[Interface markup and scripts]
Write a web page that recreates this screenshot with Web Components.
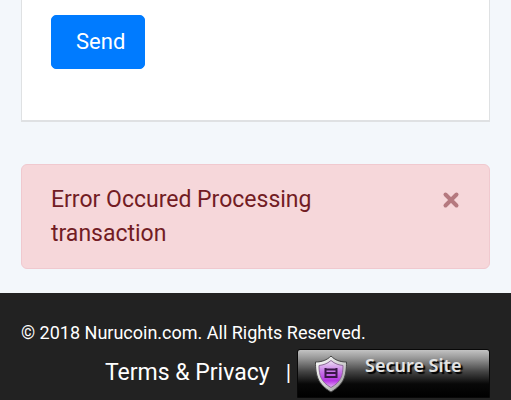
<!DOCTYPE html>
<html lang="en">
<head>
<meta charset="utf-8">
<meta name="viewport" content="width=device-width, initial-scale=1">
<title>Nurucoin</title>
<style>
html, body { margin: 0; height: 100%; }
body { background: #f3f7fb; color: #212529; font: 22px/34px Roboto, sans-serif; overflow: hidden; }
</style>
</head>
<body>
<nuru-page>
  <send-card><send-button>Send</send-button></send-card>
  <alert-box>Error Occured Processing transaction</alert-box>
  <page-footer slot="footer">
    <span slot="copyright">© 2018 Nurucoin.com. All Rights Reserved.</span>
    <footer-link>Terms &amp; Privacy</footer-link>
    <span>|</span>
    <secure-badge>Secure Site</secure-badge>
  </page-footer>
</nuru-page>
<script>
const define = (name, html, setup) => customElements.define(name, class extends HTMLElement {
  constructor() {
    super();
    this.attachShadow({ mode: 'open' }).innerHTML = html;
    if (setup) setup(this);
  }
});

define('nuru-page', `
<style>
:host { display: flex; flex-direction: column; min-height: 100%; }
main { display: flex; flex-direction: column; gap: 42px; padding: 0 21px 24px; }
</style>
<main><slot></slot></main><slot name="footer"></slot>`);

define('send-card', `
<style>
:host { display: block; box-sizing: border-box; padding: 15px 29px 51px; background: #fff; border: solid #dfe1e3; border-width: 0 1px 2px; }
</style><slot></slot>`);

define('send-button', `
<style>
:host { display: flex; }
button { font: inherit; color: #fff; background: #007bff; border: 1px solid #007bff; border-radius: 5px; padding: 9px 19px 9px 24px; cursor: pointer; }
</style><button type="button"><slot></slot></button>`);

define('alert-box', `
<style>
:host { display: flex; align-items: flex-start; gap: 24px; padding: 18px 29px 17px; color: #721c24; background: #f6d7da; border: 1px solid #f0c9cf; border-radius: 6px; }
:host([hidden]) { display: none; }
p { margin: 0; flex: 1; max-width: 340px; font-size: 23px; }
button { display: flex; margin: 8px 0 0 auto; padding: 0; border: 0; background: none; color: #b5797f; cursor: pointer; }
svg { width: 18px; height: 18px; }
</style>
<p role="alert"><slot></slot></p>
<button type="button" aria-label="Close"><svg viewBox="0 0 18 18"><path d="M3.500 3.500 14.500 14.500M14.500 3.500 3.500 14.500" stroke="currentColor" stroke-width="4" stroke-linecap="round"/></svg></button>`,
  el => el.shadowRoot.querySelector('button').addEventListener('click', () => { el.hidden = true; }));

define('page-footer', `
<style>
:host { display: block; flex: 1; color: #fff; background: #222; padding: 22px 21px 0; }
.copy { font-size: 18px; padding-top: 2px; line-height: 32px; }
nav { display: flex; align-items: flex-start; justify-content: flex-end; line-height: 48px; }
::slotted(span:not([slot])) { margin: 0 6px 0 16px; }
</style>
<div class="copy"><slot name="copyright"></slot></div>
<nav><slot></slot></nav>`);

define('footer-link', `
<style>
:host { display: block; font-size: 23px; }
a { color: inherit; text-decoration: none; }
</style><a href="#terms"><slot></slot></a>`);

define('secure-badge', `
<style>
:host { display: block; }
a { display: flex; align-items: flex-start; box-sizing: border-box; width: 193px; height: 49px; padding: 4px 0 0 16px; gap: 16px; color: #e4e4e4; text-decoration: none; border: 1px solid #080808; border-radius: 3px 3px 0 0; background: linear-gradient(#c3c3c3, #969696 18%, #444 46%, #080808 72%, #000); }
svg { width: 35px; height: 40px; flex: none; }
span { font: 600 18px/22px "Noto Sans", sans-serif; text-shadow: 2px 2px 1px #000; }
</style>
<a href="#secure">
<svg viewBox="0 0 35 40" aria-hidden="true">
<defs>
<linearGradient id="rim" x2="1" y2="1"><stop stop-color="#fff"/><stop offset=".6" stop-color="#ccc"/><stop offset="1" stop-color="#888"/></linearGradient>
<linearGradient id="fill" x2="0" y2="1"><stop stop-color="#eee3f4"/><stop offset=".4" stop-color="#c878e8"/><stop offset=".75" stop-color="#b635e3"/><stop offset="1" stop-color="#e5b0f8"/></linearGradient>
</defs>
<path d="M17 2C13 6 8 8 1.500 8c0 13 2 22 15.500 30C30.500 30 32.500 21 32.500 8 26 8 21 6 17 2Z" fill="url(#rim)" stroke="#454545"/>
<path d="M17 6.500C13 10 9 11 5 11.500c0 10 2 16.500 12 22C27 28 29 21.500 29 11.500 25 11 21 10 17 6.500Z" fill="url(#fill)" stroke="#8d6a99"/>
<path d="M11.500 14V24M22.500 14V24M11.500 15.500H22.500M11.500 19H22.500M11.500 23H22.500" fill="none" stroke="#3b1749" stroke-width="2"/>
</svg><span><slot></slot></span></a>`);
</script>
</body>
</html>
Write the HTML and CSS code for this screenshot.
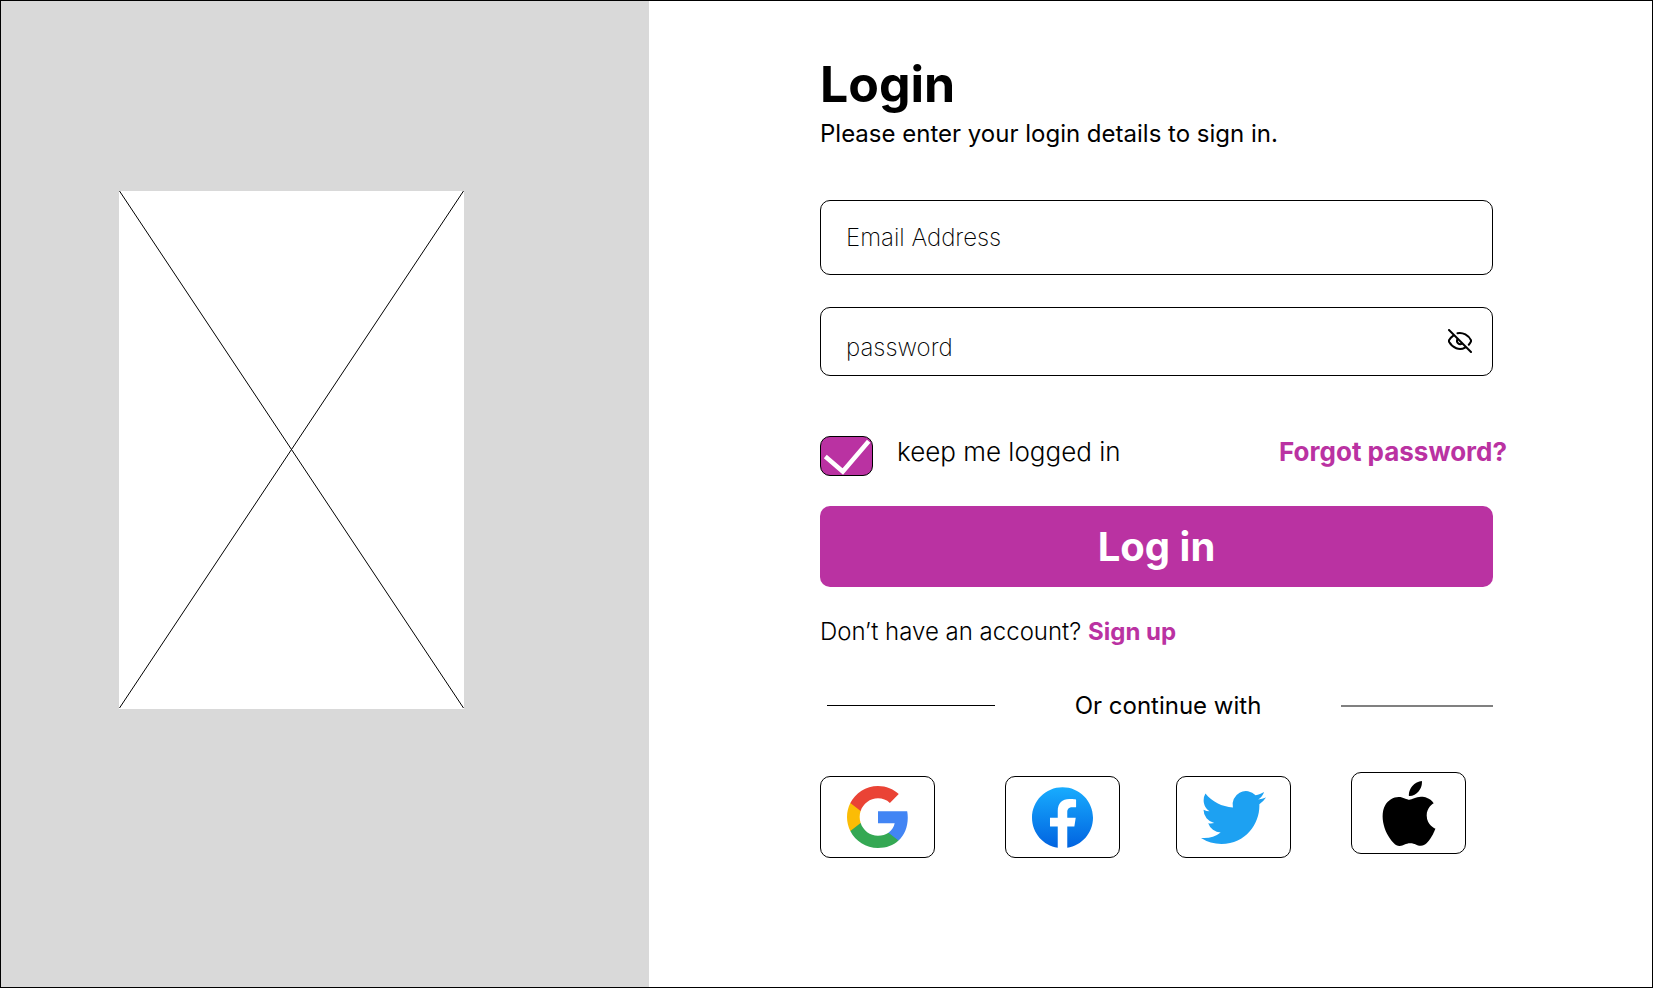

■ Work to do: Exclude the pictures and transcribe all of the entries exactly.

■ Full answer:
Write a web page that recreates this screenshot with Web Components.
<!DOCTYPE html>
<html lang="en">
<head>
<meta charset="utf-8">
<meta name="viewport" content="width=device-width, initial-scale=1">
<title>Nurucoin</title>
<style>
html, body { margin: 0; height: 100%; }
body { background: #f3f7fb; color: #212529; font: 22px/34px Roboto, sans-serif; overflow: hidden; }
</style>
</head>
<body>
<nuru-page>
  <send-card><send-button>Send</send-button></send-card>
  <alert-box>Error Occured Processing transaction</alert-box>
  <page-footer slot="footer">
    <span slot="copyright">© 2018 Nurucoin.com. All Rights Reserved.</span>
    <footer-link>Terms &amp; Privacy</footer-link>
    <span>|</span>
    <secure-badge>Secure Site</secure-badge>
  </page-footer>
</nuru-page>
<script>
const define = (name, html, setup) => customElements.define(name, class extends HTMLElement {
  constructor() {
    super();
    this.attachShadow({ mode: 'open' }).innerHTML = html;
    if (setup) setup(this);
  }
});

define('nuru-page', `
<style>
:host { display: flex; flex-direction: column; min-height: 100%; }
main { display: flex; flex-direction: column; gap: 42px; padding: 0 21px 24px; }
</style>
<main><slot></slot></main><slot name="footer"></slot>`);

define('send-card', `
<style>
:host { display: block; box-sizing: border-box; padding: 15px 29px 51px; background: #fff; border: solid #dfe1e3; border-width: 0 1px 2px; }
</style><slot></slot>`);

define('send-button', `
<style>
:host { display: flex; }
button { font: inherit; color: #fff; background: #007bff; border: 1px solid #007bff; border-radius: 5px; padding: 9px 19px 9px 24px; cursor: pointer; }
</style><button type="button"><slot></slot></button>`);

define('alert-box', `
<style>
:host { display: flex; align-items: flex-start; gap: 24px; padding: 18px 29px 17px; color: #721c24; background: #f6d7da; border: 1px solid #f0c9cf; border-radius: 6px; }
:host([hidden]) { display: none; }
p { margin: 0; flex: 1; max-width: 340px; font-size: 23px; }
button { display: flex; margin: 8px 0 0 auto; padding: 0; border: 0; background: none; color: #b5797f; cursor: pointer; }
svg { width: 18px; height: 18px; }
</style>
<p role="alert"><slot></slot></p>
<button type="button" aria-label="Close"><svg viewBox="0 0 18 18"><path d="M3.500 3.500 14.500 14.500M14.500 3.500 3.500 14.500" stroke="currentColor" stroke-width="4" stroke-linecap="round"/></svg></button>`,
  el => el.shadowRoot.querySelector('button').addEventListener('click', () => { el.hidden = true; }));

define('page-footer', `
<style>
:host { display: block; flex: 1; color: #fff; background: #222; padding: 22px 21px 0; }
.copy { font-size: 18px; padding-top: 2px; line-height: 32px; }
nav { display: flex; align-items: flex-start; justify-content: flex-end; line-height: 48px; }
::slotted(span:not([slot])) { margin: 0 6px 0 16px; }
</style>
<div class="copy"><slot name="copyright"></slot></div>
<nav><slot></slot></nav>`);

define('footer-link', `
<style>
:host { display: block; font-size: 23px; }
a { color: inherit; text-decoration: none; }
</style><a href="#terms"><slot></slot></a>`);

define('secure-badge', `
<style>
:host { display: block; }
a { display: flex; align-items: flex-start; box-sizing: border-box; width: 193px; height: 49px; padding: 4px 0 0 16px; gap: 16px; color: #e4e4e4; text-decoration: none; border: 1px solid #080808; border-radius: 3px 3px 0 0; background: linear-gradient(#c3c3c3, #969696 18%, #444 46%, #080808 72%, #000); }
svg { width: 35px; height: 40px; flex: none; }
span { font: 600 18px/22px "Noto Sans", sans-serif; text-shadow: 2px 2px 1px #000; }
</style>
<a href="#secure">
<svg viewBox="0 0 35 40" aria-hidden="true">
<defs>
<linearGradient id="rim" x2="1" y2="1"><stop stop-color="#fff"/><stop offset=".6" stop-color="#ccc"/><stop offset="1" stop-color="#888"/></linearGradient>
<linearGradient id="fill" x2="0" y2="1"><stop stop-color="#eee3f4"/><stop offset=".4" stop-color="#c878e8"/><stop offset=".75" stop-color="#b635e3"/><stop offset="1" stop-color="#e5b0f8"/></linearGradient>
</defs>
<path d="M17 2C13 6 8 8 1.500 8c0 13 2 22 15.500 30C30.500 30 32.500 21 32.500 8 26 8 21 6 17 2Z" fill="url(#rim)" stroke="#454545"/>
<path d="M17 6.500C13 10 9 11 5 11.500c0 10 2 16.500 12 22C27 28 29 21.500 29 11.500 25 11 21 10 17 6.500Z" fill="url(#fill)" stroke="#8d6a99"/>
<path d="M11.500 14V24M22.500 14V24M11.500 15.500H22.500M11.500 19H22.500M11.500 23H22.500" fill="none" stroke="#3b1749" stroke-width="2"/>
</svg><span><slot></slot></span></a>`);
</script>
</body>
</html>
Write the HTML and CSS code for this screenshot.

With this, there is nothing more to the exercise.